It was devised as a way to engage the city’s theatre people while audience numbers were limited to just 30.  A Promenade of Shorts was the 2020 canny solution - three audiences of 30 people each changing places in three proximate venues. It could only work at Holden Street. It did work. The first production was a triumph and now, reiterated as Red Phoenix’s opening presentation of 2023, it is a sizzling, unmissable, often hilarious winner.

 

Nine short plays are spread through the evening with two pleasant intervals. Chairs and tables are spread out around the venue and a fabulous outdoor bar keeps endless options of libations flowing to the accompaniment of live musicians. It is a world unto itself and a positively juicy night of entertainment.

 

The plays are offbeat, wildly dissimilar and superbly performed by a veritable showcase of stellar talent.

 

Colour-coded to the blue group, my first shows are in the Box Bar and the first wee play set a very high bar indeed.

It is The Last Time I Saw Her, written by Jane Anderson in 1995, directed expertly by Joh Hartog and featuring Lyn Wilson and Geoff Revell in an intense, often viciously funny dispute between a boss and an executive about privacy and when is sharing over-sharing.  Wilson is good. Revell is sublime. Every nuance! Every responsive flutter of an eyelid. He’s one of the city's finest actors, a joy to watch and a very hard act to follow.

 

Emily Branford is she who follows with a classic Joyce Grenfell vignette. She plays a harried primary teacher trying to impress a visitor while keeping control over an unruly Free Activity Period. It’s a wee bravura piece well executed. Finally, A Hot Brick requires Petra Schulenberg to stand sternly as a seasoned suffragette while young Finty McBain portrays the ingenuous keen bean would-be apprentice. It’s a nice piece of story-telling, again, well delivered.

 

After interval, audiences move venues and the blue group is off to the Studio for the next tranche of plays, the first two directed by the much-admired Nick Fagan and the third with Fagan performing as directed by Hayley Horton. The Processional is a totally off-the-wall playlet about a pastor rehearsing a wedding.
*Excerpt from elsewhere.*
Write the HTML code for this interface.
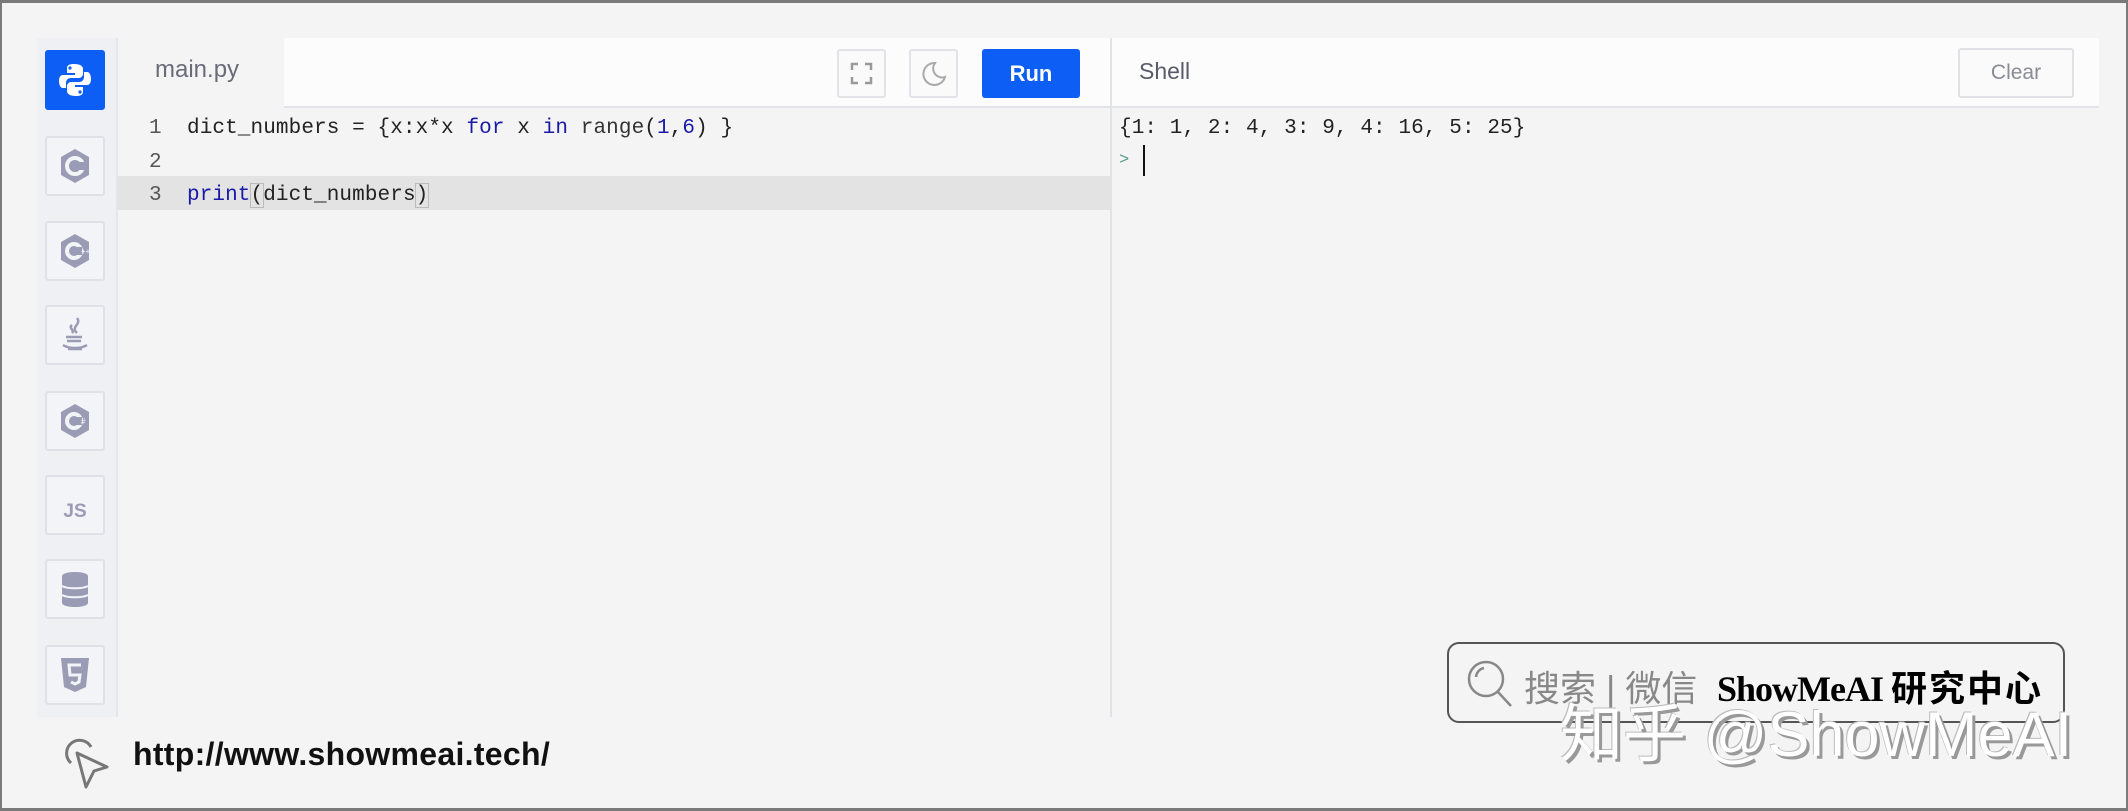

With Jackson Barnard, Laura Antoniazzi, Tom Tassone and Brittany Gallasch as the wedding party, it soars as pièce de résistance for Rebecca Kemp as the pastor. Applause. Applause.

 

Confession is a tense police interrogation morsel with Stuart Pearce in a fine American accent as the suspect, displaying the skills of stillness against the ferocity of John Rosen’s detective and Joanne St Clair’s inexperienced stenographer.

 

The Chip comes as a zany contrast with Nick Fagan as the nice bloke, Vander, looking for a follow-up date with Rebissa, an artist. Here, Fagan takes an artful back seat enabling Claire Keen to give a sensationally interesting, funny, and committed performance - and, oh, the beauty of that actress’s voice.

 

Finally, after another easy interval, our blue group is moved, under the steady guidance of our “governess”, to The Arch for three more mini shows, these directed by Libby Drake who, indeed, is responsible for the casting throughout. 

 

Captain Rockets Versus the Inter-Galactic Brain Eaters is a very silly yet quite pertinent piece about conspiracy and reality, media, and the message.  Pin-up actor Brant Eustice is a funny and scary Captain Rockets but it is Cheryl Douglas who steals the show as his TV-show offsider, Luna, miming her way through attempted cover-ups of his ever-more inappropriate and outrageous hypotheses, she’s hilarious. 

 

Breakout, of course another off-the-waller, this one about corporate integrity, is yet another chance for Sharon Malujlo to shine in a cast of five while at the tail end of it all, Jack Robins and Jenny Allan present a tender morsel called Brian’s Got Talent.

 

It is enough. The audience has been challenged, amused and impressed.  It is an eloquent sufficiency. 

 

The Eustice Red Phoenix and Holden Street team has delivered a laudable quality product, complete with top techs, musicians, artwork, and all-round delicious creativity.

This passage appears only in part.